Whether taking from the 'commons' is stealing is entirely subjective. Since no labour was involved in the creation of resources, on what basis does the commons make its ownership claim? Locke's reasoning that nature belongs to all mankind was religion-based, and I suspect nobody here is going to promote that argument. quote: Or as though the labour the tree performs, for everyone of us, from sequestering carbon to recycling our oxygen, doesn't count. Why not?
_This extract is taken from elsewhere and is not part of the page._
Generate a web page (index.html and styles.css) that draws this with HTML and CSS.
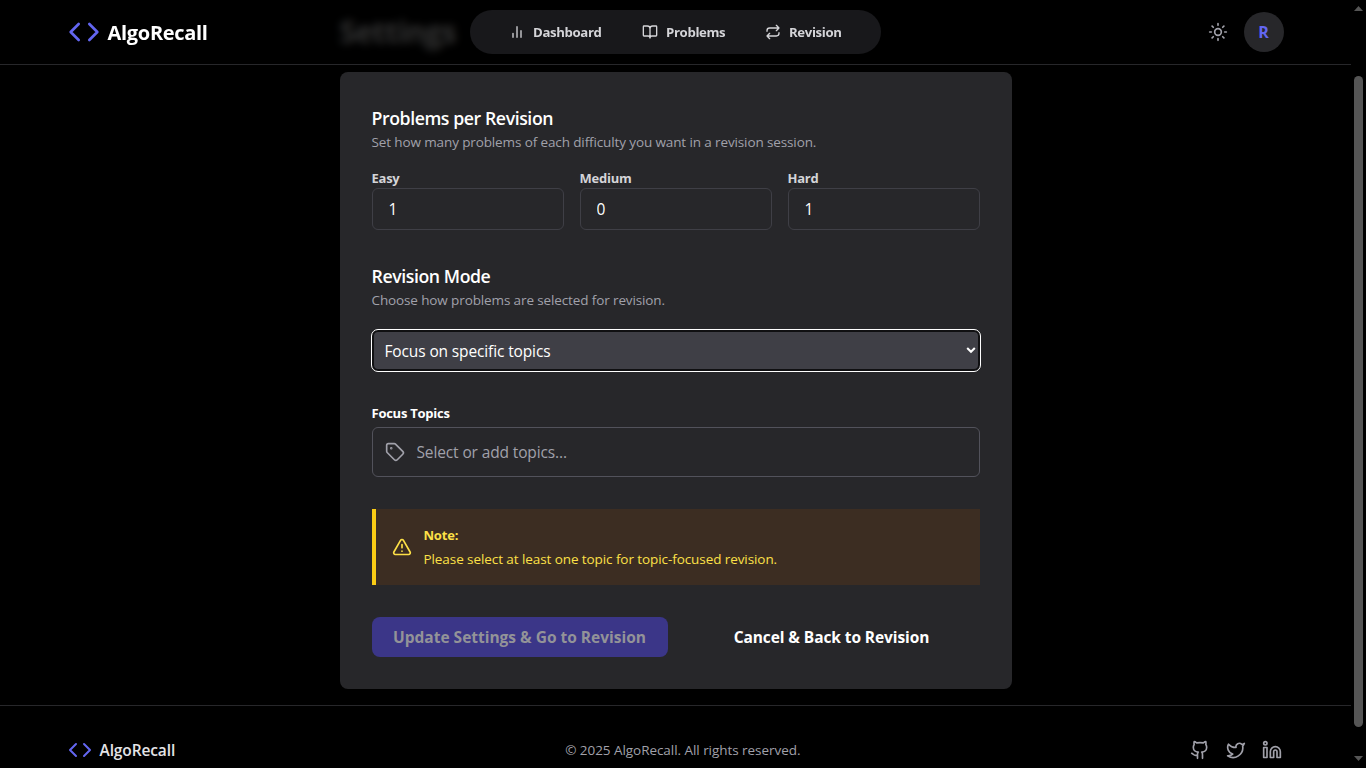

Now we're going down a very odd road indeed. Trees labour? Are you saying trees own themselves, so no human can legally cut one down or pick its fruit unless we get permission from the tree itself? I think we define labour as something only humans do. I'm not big on the idea of extending human rights to inanimate objects. Let's drop the ad hominem on John Locke. It doesn't at all contribute to a rational argument. Whether a philosopher owns slaves, tortures puppies, or fucks sheep, it doesn't have any bearing on whether his ideas are right or wrong. You didn't answer my question: Should it be prohibited to pick an apple from a tree in a forest and eat it?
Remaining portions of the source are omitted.